Malagarie was rushed to the hospital and diagnosed with a stroke after a blood clot had lodged in his left middle cerebral artery. O’Keefe said the family believes without a doubt that the vaccine caused the stroke.

“He’s a young, healthy 43-year-old, and I immediately thought it, and I said be sure to tell the doctors he took that J & J vaccine and that, to me, is what caused his stroke,” she told WSAZ.

O’Keefe said her nephew’s only health issue before the vaccine was high blood pressure, which was controlled with medication. One week after receiving the vaccine Malagarie remains hospitalized at Ochsner’s Medical Center in New Orleans and is in critical, but stable condition.

“He can’t talk now and he can’t walk. He’s paralyzed on the right side. He knows who we are and he will just cry when he sees us,” O’Keefe said.

Doctors don’t know Malagarie’s prognosis for recovery yet but said it will likely take at least a year of rehab after he leaves the hospital, the local TV station said.

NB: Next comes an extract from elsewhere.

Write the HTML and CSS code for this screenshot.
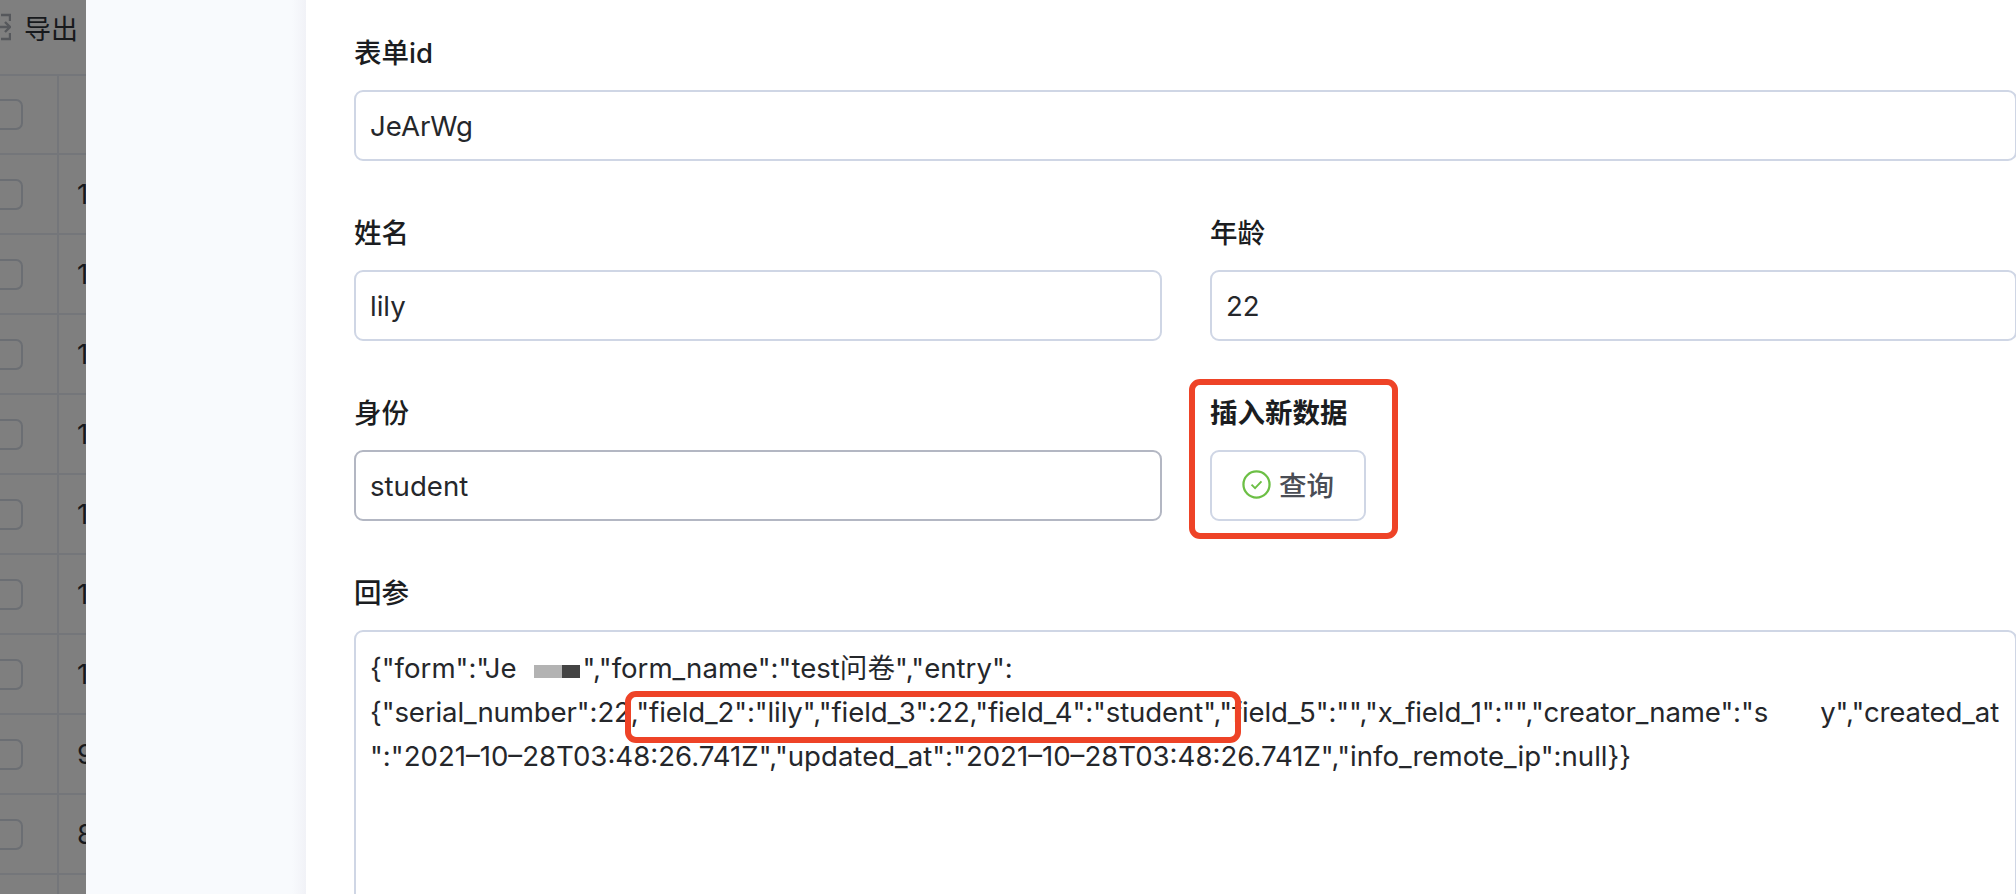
FILE: index.html
```html
<!DOCTYPE html>
<html lang="zh-CN">
<head>
<meta charset="utf-8">
<title>插入新数据</title>
<link rel="stylesheet" href="styles.css">
</head>
<body>
<div class="page">
  <section class="backdrop">
    <div class="toolbar">
      <svg class="export-icon" viewBox="0 0 24 28" width="24" height="28" fill="none" stroke="#56585c" stroke-width="2.4"><path d="M14 2H23V8M23 20V26H14M9 14H23M18 9l5 5-5 5"/></svg>
      <span>导出</span>
    </div>
    <div class="row head"><div class="cell-check"><i class="box"></i></div><div class="cell-num"></div></div>
    <div class="row"><div class="cell-check"><i class="box"></i></div><div class="cell-num">16</div></div>
    <div class="row"><div class="cell-check"><i class="box"></i></div><div class="cell-num">15</div></div>
    <div class="row"><div class="cell-check"><i class="box"></i></div><div class="cell-num">14</div></div>
    <div class="row"><div class="cell-check"><i class="box"></i></div><div class="cell-num">13</div></div>
    <div class="row"><div class="cell-check"><i class="box"></i></div><div class="cell-num">12</div></div>
    <div class="row"><div class="cell-check"><i class="box"></i></div><div class="cell-num">11</div></div>
    <div class="row"><div class="cell-check"><i class="box"></i></div><div class="cell-num">10</div></div>
    <div class="row"><div class="cell-check"><i class="box"></i></div><div class="cell-num">9</div></div>
    <div class="row"><div class="cell-check"><i class="box"></i></div><div class="cell-num">8</div></div>
    <div class="row"><div class="cell-check"><i class="box"></i></div><div class="cell-num"></div></div>
  </section>
  <aside class="rail"></aside>
  <main class="content">
    <div class="item">
      <div class="label">表单id</div>
      <div class="field">JeArWg</div>
    </div>
    <div class="grid">
      <div class="item">
        <div class="label">姓名</div>
        <div class="field">lily</div>
      </div>
      <div class="item">
        <div class="label">年龄</div>
        <div class="field">22</div>
      </div>
      <div class="item">
        <div class="label">身份</div>
        <div class="field hover">student</div>
      </div>
      <div class="item">
        <div class="label label-strong">插入新数据</div>
        <button class="btn" type="button">
          <svg viewBox="0 0 28 28" width="29" height="29" fill="none" stroke="#6cbf45" stroke-width="2.2"><circle cx="14" cy="14" r="12.6"/><path d="M9.2 14.2l3.4 3.4 6.2-6.6" stroke-width="1.8"/></svg>
          <span>查询</span>
        </button>
      </div>
    </div>
    <div class="item">
      <div class="label">回参</div>
      <div class="field area">{"form":"J<span>e<i class="blank"></i><i class="gray"></i><i class="dark"></i></span>","form_name":"test问卷","entry":<br><span class="tight">{"serial_number":22,"field_2":"lily","field_3":22,"field_4":"student","field_5":"","x_field_1":"","creator_name":"s<i class="blank-b"></i>y","created_at</span><br>":"2021–10–28T03:48:26.741Z","updated_at":"2021–10–28T03:48:26.741Z","info_remote_ip":null}}</div>
    </div>
  </main>
  <div class="mark mark-btn"></div>
  <div class="mark mark-json"></div>
</div>
</body>
</html>
```
FILE: styles.css
```css
* { box-sizing: border-box; }
html, body { margin: 0; height: 100%; overflow: hidden; background: #fff; }
body { font-family: Inter, "Noto Sans CJK SC", sans-serif; }
.page { position: relative; display: flex; width: 2016px; height: 894px; overflow: hidden; }

.backdrop { flex: 0 0 86px; width: 86px; overflow: hidden; background: #7f7f7f; color: #17191c; }
.toolbar { display: flex; align-items: center; gap: 13px; height: 74px; margin-left: -13px; padding-bottom: 20px; font-size: 27px; white-space: nowrap; }
.export-icon { flex: none; }
.row { display: flex; height: 80px; border-top: 2px solid #74767a; }
.row.head { height: 79px; }
.cell-check { flex: 0 0 59px; display: flex; align-items: center; border-right: 2px solid #74767a; }
.box { display: block; flex: none; width: 42px; height: 31px; margin-left: -19px; border: 2px solid #6b6e73; border-radius: 7px; }
.cell-num { padding-left: 18px; font-size: 27.4px; line-height: 78px; white-space: nowrap; }

.rail { flex: 0 0 220px; width: 220px; background: linear-gradient(to right, #f8fafd 0, #f8fafd 206px, #f1f2f7 220px); }

.content { flex: 0 0 1711px; width: 1711px; padding: 32px 0 0 48px; background: #fff; }
.item { margin-bottom: 51px; }
.label { height: 42px; margin-bottom: 16px; font-size: 27.5px; font-weight: 500; line-height: 42px; color: #1b1d21; }
.label-strong { font-weight: 600; }
.field { height: 71px; padding: 0 14px; border: 2px solid #cfd6e5; border-radius: 9px; font-size: 27.6px; line-height: 68px; color: #25272b; white-space: nowrap; overflow: hidden; }
.field.hover { border-color: #b3b7c3; }
.grid { display: grid; grid-template-columns: 808px 1fr; column-gap: 48px; }
.btn { display: inline-flex; align-items: center; justify-content: center; gap: 8px; width: 156px; height: 71px; padding: 0 0 3px; border: 2px solid #cfd6e5; border-radius: 9px; background: #fff; font: inherit; font-size: 27.5px; font-weight: 500; color: #4a4d55; }
.area { height: 360px; padding-top: 14px; line-height: 44px; }
.tight { letter-spacing: -0.12px; }

.blank { display: inline-block; width: 17px; }
.gray { display: inline-block; width: 28px; height: 13px; background: #b3b3b3; }
.dark { display: inline-block; width: 18px; height: 13px; margin-right: 3px; background: #444; }
.blank-b { display: inline-block; width: 52px; }

.mark { position: absolute; border: 6px solid #ee4327; border-radius: 11px; }
.mark-btn { left: 1189px; top: 379px; width: 209px; height: 160px; }
.mark-json { left: 625px; top: 691px; width: 616px; height: 52px; }
```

On Tuesday, the Centers for Disease Control and Prevention (CDC) and U.S. Food and Drug Administration (FDA) paused J&J’s vaccine after rare blood clots were reported in those recently vaccinated.

All six reported cases in the U.S. occurred among women aged 18-48 with symptoms developing six to 13 days after vaccination, according to a statement issued by the FDA and CDC.

One vaccine recipient died and her death is being investigated by the CDC, Virginia state officials said in a statement Tuesday. Another woman is in critical condition. A CDC official said two of the six patients have been discharged and three remain hospitalized.

Wednesday, J&J disclosed two more cases of blood clots — one that occurred in a 25 year-old-man who suffered a cerebral hemorrhage during a clinical trial and another case of deep-vein-thrombosis in a 59-year-old woman.

According to the CDC’s Vaccine Adverse Event Reporting System or VAERS, 56 reports of blood coagulation disorders from the J&J vaccine have been reported through April 8 and 795 reports from all three vaccines combined, including Pfizer and Moderna through April 8.

The CDC’s Advisory Committee on Immunization Practices met Wednesday and decided to postpone a vote on whether to lift the pause on the J&J’s COVID vaccine, effectively extending the pause pending further analysis of data relating to blood clots in people who received the vaccine. The committee said they would meet again in one week to 10 days to vote on whether or not to lift the pause.

CORRECTION: The number of blood coagulation disorders in the J&J vaccine as well as in all three vaccines combined has been updated as the term “heart attack” was removed from the search criteria in VAERS.